When the trial court imposed sentence here, the trial court did not specifically mention the incidents of misconduct that occurred after the charged offense. However, the trial court did not announce any factors that it had considered. In looking at the record as a whole, we cannot conclude that the trial court did not consider the incidents of misconduct when imposing sentence. See id. The testimony of the detention deputies took up the majority of the sentencing hearing, and the trial court specifically stated that it would not consider the hearsay report or the pending grand theft charge, suggesting that it would consider the other evidence offered by the State. Love scored 3.31 years in prison, but the trial court sentenced him to twelve years. The record may reasonably be read to suggest that the sentence was based, at least in part, on the impermissible factors argued by the State.1
Accordingly, we reverse Love's sentences and remand for resentencing before a different judge. See Fernandez, 212 So. 3d at 497; Gray, 964 So. 2d at 885.

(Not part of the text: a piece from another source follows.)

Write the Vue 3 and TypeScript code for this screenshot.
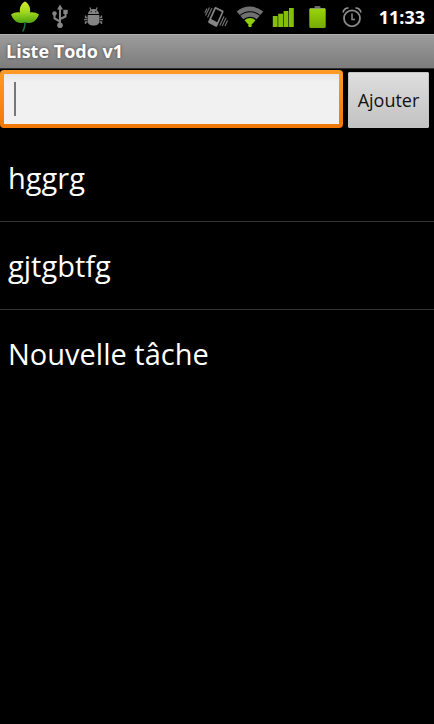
<script setup lang="ts">
import { ref } from 'vue'

interface Task {
  id: number
  label: string
}

const draft = ref('')
const tasks = ref<Task[]>([
  { id: 1, label: 'hggrg' },
  { id: 2, label: 'gjtgbtfg' },
  { id: 3, label: 'Nouvelle tâche' },
])

function addTask(): void {
  const label = draft.value.trim()
  if (!label) return
  tasks.value.push({ id: tasks.value.length + 1, label })
  draft.value = ''
}
</script>

<template>
  <div class="screen">
    <header class="status">
      <div class="icons">
        <svg class="leaf" viewBox="0 0 30 34" aria-hidden="true">
          <defs>
            <linearGradient id="leafFill" x1="0" y1="0" x2="0" y2="1">
              <stop offset="0" stop-color="#d8ea30" />
              <stop offset="0.5" stop-color="#a0d81c" />
              <stop offset="1" stop-color="#4ea312" />
            </linearGradient>
          </defs>
          <path d="M15 22C15 26 14.600 29 12.500 31.500" fill="none" stroke="#1c6b3c" stroke-width="1.600" />
          <path d="M15 1.500C18.500 3.500 21 7.500 20 12.500C22.500 11.800 26 12.300 29 14.500C27 19.500 24 22.800 19.500 23C17.500 23.100 16 22.800 15 22C14 22.800 12.500 23.100 10.500 23C6 22.800 3 19.500 1 14.500C4 12.300 7.500 11.800 10 12.500C9 7.500 11.500 3.500 15 1.500Z" fill="url(#leafFill)" />
        </svg>
        <svg class="usb" viewBox="0 0 20 34" aria-hidden="true">
          <g fill="none" stroke="#858585" stroke-width="2">
            <path d="M10 8V24" />
            <path d="M10 21.500L4.500 18.500V14" />
            <path d="M10 19L15.500 16.500V12" />
          </g>
          <g fill="#858585">
            <path d="M10 4.500L13 9.500H7Z" />
            <circle cx="10" cy="25.200" r="2.800" />
            <circle cx="4.500" cy="13.500" r="2.200" />
            <rect x="13.300" y="9.800" width="4.400" height="4.200" />
          </g>
        </svg>
        <svg class="droid" viewBox="0 0 26 34" aria-hidden="true">
          <g fill="none" stroke="#7c7c7c" stroke-width="1.300">
            <path d="M9.800 7.500L11 10M17.200 7.500L16 10" />
            <path d="M7.500 17.500H5.500V15.500M7.500 19.700H4M7.500 22H5.500V24M19.500 17.500H21.500V15.500M19.500 19.700H23M19.500 22H21.500V24" />
          </g>
          <path d="M8 14C8.300 11 10.500 9 13.500 9S18.700 11 19 14Z" fill="#858585" />
          <path d="M7.700 15H19.300V21.500C19.300 24 17 25.500 13.500 25.500S7.700 24 7.700 21.500Z" fill="#858585" />
          <circle cx="11.300" cy="11.800" r="0.800" fill="#222" />
          <circle cx="15.700" cy="11.800" r="0.800" fill="#222" />
        </svg>
      </div>
      <div class="icons">
        <svg class="icon" viewBox="0 0 24 34" aria-hidden="true">
          <path d="M11.800 7L19 10.500Q19.900 11 19.500 12L13.300 26Q12.800 27.200 11.800 26.700L4.700 23Q3.800 22.400 4.200 21.500L10.400 7.800Q10.900 6.600 11.800 7Z" fill="#858585" />
          <path d="M11.800 8.900L17.800 12L13.200 22.300L7.200 19.100Z" fill="#000" />
          <g fill="none" stroke="#707070" stroke-width="1.200">
            <path d="M8 8L3.600 17.500M5.500 7.500L1.500 15.500M3 8.500L0.800 13" />
            <path d="M20 16.500L15.800 25.500M22 18L18.200 26M23.500 20.500L21 26" />
          </g>
        </svg>
        <svg class="icon" viewBox="0 0 24 34" aria-hidden="true">
          <g fill="none" stroke="#707070" stroke-width="4.600">
            <path d="M0.200 13.300A18 18 0 0 1 23.800 13.300" />
            <path d="M3.800 17.600A12.500 12.500 0 0 1 20.200 17.600" />
          </g>
          <path d="M6.500 20.300A8 8 0 0 1 17.500 20.300L14 24.200H10Z" fill="#8fce08" />
          <circle cx="12" cy="25.400" r="1.800" fill="#8fce08" />
        </svg>
        <svg class="icon" viewBox="0 0 24 34" aria-hidden="true">
          <g fill="#83bf08">
            <rect x="0.800" y="16" width="4.800" height="11" />
            <rect x="6.200" y="13.700" width="4.800" height="13.300" />
            <rect x="11.600" y="11" width="4.800" height="16" />
            <rect x="17" y="8" width="4.800" height="19" />
          </g>
        </svg>
        <svg class="icon" viewBox="0 0 24 34" aria-hidden="true">
          <defs>
            <linearGradient id="cell" x1="0" y1="0" x2="0" y2="1">
              <stop offset="0" stop-color="#9bd60a" />
              <stop offset="1" stop-color="#74a907" />
            </linearGradient>
          </defs>
          <rect x="8.500" y="6" width="6" height="3" rx="1" fill="#666" />
          <rect x="3.300" y="8" width="16.400" height="20" rx="1.500" fill="url(#cell)" />
          <path d="M4 8.500H19" stroke="#8a9870" />
        </svg>
        <svg class="icon" viewBox="0 0 24 34" aria-hidden="true">
          <g fill="none" stroke="#8a8a8a">
            <circle cx="12" cy="18.300" r="8" stroke-width="1.800" />
            <path d="M12 13.500V19.500H15" stroke-width="1.500" />
            <path d="M3 12.500C3.500 10 5.800 8 8.500 7.800M21 12.500C20.500 10 18.200 8 15.500 7.800" stroke-width="1.700" />
          </g>
        </svg>
        <time class="clock">11:33</time>
      </div>
    </header>
    <h1 class="title">Liste Todo v1</h1>
    <form class="entry" @submit.prevent="addTask">
      <input v-model="draft" class="field" type="text" aria-label="Nouvelle tâche" />
      <button class="add" type="submit">Ajouter</button>
    </form>
    <ul class="tasks">
      <li v-for="task in tasks" :key="task.id" class="task">{{ task.label }}</li>
    </ul>
  </div>
</template>

<style>
body {
  margin: 0;
  background: #000;
}
</style>

<style scoped>
.screen {
  min-height: 100vh;
  background: #000;
  color: #fff;
  font-family: "Open Sans", "Noto Sans", sans-serif;
}

.status {
  display: flex;
  justify-content: space-between;
  height: 34px;
  padding: 0 9px 0 10px;
}

.icons {
  display: flex;
  align-items: center;
  gap: 10px;
}

.icons svg {
  display: block;
  height: 34px;
  overflow: visible;
}

.leaf {
  width: 30px;
}

.usb {
  width: 20px;
}

.droid {
  width: 26px;
}

.icon {
  width: 24px;
}

.clock {
  margin-left: 5px;
  font-size: 18px;
  font-weight: 700;
  line-height: 34px;
}

.title {
  box-sizing: border-box;
  height: 35px;
  margin: 0;
  padding: 0 6px;
  border-top: 1px solid #b0b0b0;
  border-bottom: 1px solid #303030;
  background: linear-gradient(#9c9c9c, #7c7c7c);
  font-size: 18px;
  font-weight: 700;
  line-height: 32px;
  text-shadow: 0 0 3px #444;
}

.entry {
  display: flex;
  align-items: flex-end;
  gap: 5px;
  padding: 1px 5px 6px 0;
}

.field {
  box-sizing: border-box;
  flex: 1;
  min-width: 0;
  height: 58px;
  padding: 0 14px;
  border: 4px solid transparent;
  border-radius: 4px;
  outline: none;
  /* resting caret, paper fill, then the orange focus frame */
  background:
    linear-gradient(#777, #777) 10px 8px / 2px 34px no-repeat padding-box,
    linear-gradient(#e4e4e4, #f1f1f1 8px, #f1f1f1) padding-box,
    linear-gradient(#ff9c26, #f07808) border-box;
  color: #000;
  font: inherit;
  font-size: 20px;
}

.add {
  box-sizing: border-box;
  width: 81px;
  height: 56px;
  padding: 0;
  border: 1px solid #c4c4c4;
  border-radius: 1px;
  background: linear-gradient(#dedede, #c2c2c2);
  color: #111;
  font: inherit;
  font-size: 18px;
}

.tasks {
  margin: 0;
  padding: 0;
  list-style: none;
}

.task {
  padding: 0 8px;
  font-size: 29px;
  line-height: 87px;
}

.task + .task {
  border-top: 1px solid #333;
}
</style>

1. We note that the trial court would have been permitted to consider evidence that Love is associated with a gang engaged in criminal activity. See § 921.231(g), (j), Fla. Stat. (2015); Crouse v. State, 101 So. 3d 901, 903 (Fla. 4th DCA 2012). Two of the detention deputies offered general testimony that Love is associated with a gang in jail, but Love does not challenge the testimony as inadmissible evidence of gang association. Nonetheless, the State presented testimony from two other deputies that Love had engaged in a fight and had committed a battery while in jail, and we cannot say that the trial court did not consider these factors in imposing sentence.
LaROSE, C.J., and SILBERMAN, J., Concur.